I simply stepped out of the petticoat, and we continued to dance.
I never did retrieve that hoop skirt!
— Barbara Humphreys Burlison,
BJ ’56
I was the first person in my
family to attend college. Therefore, the unspoken “rules”
about college were unbeknownst to me. I read the flyer telling
freshmen to leave their books at home (not in the backpack) for
the first day of class after I had lugged a cram-packed and very
heavy backpack the first day of school. It was easy to pick me
out as a new freshman.
I also started off my freshman year in 1988 with a horrendous
bowl haircut. Brady Commons had just been remodeled (again) with
a beauty shop in the basement. What better way to start off the
year than with a new haircut. Yeah right! I had to wear the ’80s
“wet look” for months as my hair grew out. Combine
that with my book faux pas, and you can see that, yes, I was a
freshman disaster.
— Suzanne Till, BA ’94
In my sophomore year at Mizzou,
I got my nerve up to tackle what I perceived as the most difficult
required course — a foreign language, Spanish, i.e. Espanol.
Now, I had trouble getting up in front of a class to talk in English,
let along Spanish, but that is what my Castilian Spanish professor
had us all do on the last day of class.
Throughout the semester course I had struggled with reading, writing
and speaking Spanish, so this was an especially scary task for
me. I had mastered “Como esta usted?”, i.e. How are
you?; and “Que hora es?”, i.e. “What time is
it?”, but that was about it.
Now the professor asked us to
verbally translate a long English paragraph before the class.
I stood and pondered my embarrassment in safe silence, looking
at the ceiling and rolling my eyes, before I begin to utter just
a few stammering words.

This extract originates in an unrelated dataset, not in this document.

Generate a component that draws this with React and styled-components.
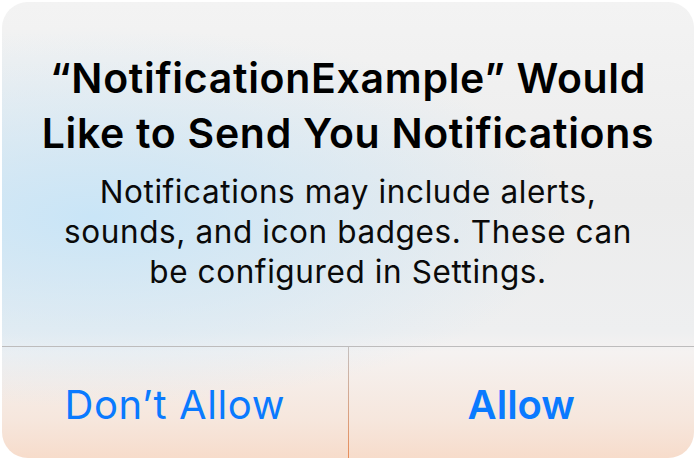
import styled, { createGlobalStyle } from "styled-components";

const GlobalStyle = createGlobalStyle`
  body {
    margin: 0;
    background: #ffffff;
    font-family: Inter, "Noto Sans", "Liberation Sans", sans-serif;
  }
`;

const Alert = styled.div`
  margin: 2px 0 0 2px;
  width: 692px;
  height: 456px;
  border-radius: 26px;
  overflow: hidden;
  display: flex;
  flex-direction: column;
  background:
    radial-gradient(ellipse 480px 190px at 90px 215px, rgba(201, 229, 247, 1), rgba(201, 229, 247, 0) 100%),
    linear-gradient(to bottom, #f3f3f3 0px, #ececec 200px, #eeeff0 330px, #f5f2f1 350px, #f6e6dc 420px, #f7dccb 456px);
`;

const Body = styled.div`
  flex: 1;
  display: flex;
  flex-direction: column;
  align-items: center;
  padding: 49px 10px 0;
  text-align: center;
`;

const Title = styled.h1`
  margin: 0;
  font-size: 41px;
  line-height: 55px;
  font-weight: 600;
  color: #000;
  letter-spacing: 0.7px;
`;

const Message = styled.p`
  margin: 11px 0 0;
  font-size: 31.5px;
  line-height: 40px;
  font-weight: 400;
  color: #0a0a0a;
  letter-spacing: 0.6px;
`;

const Actions = styled.div`
  display: flex;
  height: 111px;
  border-top: 1px solid #bdbcbc;
`;

const Action = styled.button`
  flex: 1;
  border: none;
  background: transparent;
  padding: 3px 0 0;
  font-family: inherit;
  font-size: 40px;
  letter-spacing: ${(p) => (p.$primary ? "0px" : "0.6px")};
  font-weight: ${(p) => (p.$primary ? 600 : 400)};
  color: #0a7aff;
  border-left: ${(p) => (p.$divider ? "1px solid transparent" : "none")};
  border-image: ${(p) =>
    p.$divider ? "linear-gradient(to bottom, #c4c0bf, #e88c58) 1" : "none"};
`;

export default function App() {
  return (
    <>
      <GlobalStyle />
      <Alert>
        <Body>
          <Title>
            “NotificationExample” Would
            <br />
            Like to Send You Notifications
          </Title>
          <Message>
            Notifications may include alerts,
            <br />
            sounds, and icon badges. These can
            <br />
            be configured in Settings.
          </Message>
        </Body>
        <Actions>
          <Action>Don’t Allow</Action>
          <Action $primary $divider>
            Allow
          </Action>
        </Actions>
      </Alert>
    </>
  );
}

The class began to snicker, and the girl
in the front row began to chuckle at my nervous, guarded effort.
After further attempts to speak
more words, the whole class began to laugh at my apparent Spanish
illiteracy. But, to me, I could not conceive how the best Spanish
that I knew could be so humorous — there had to be some
other reason that I was unaware of. Out of habit, I glanced down
to see if my fly was unzipped, but it wasn’t. That elicited
the most raucous laughter, and the girl in the front row became
hysterical. I turned red and returned to my seat, suffering in
silence the academic indignity I had been through. Well, the professor
was not amused, but he gave me a passing grade, evidently mostly
for perfect attendance I surmised.
That was 54 years ago. All was
not lost. At least I can pronounce many of the Spanish place names
and street signs here in the desert southwest where I have lived
for the past 39 years. Now, I try to amorously captivate the old
girls I know with my favorite Spanish phase, “Eres una mujer
muy baya!” i.e. “You are one beautiful woman!”
But, while they are swooning, I quickly glance down to see that
my fly is zipped.
— Charles E. Hill, BS
PA ’56, MS ’62
An @Mizzou reader shares
memories of her best friend from Mizzou …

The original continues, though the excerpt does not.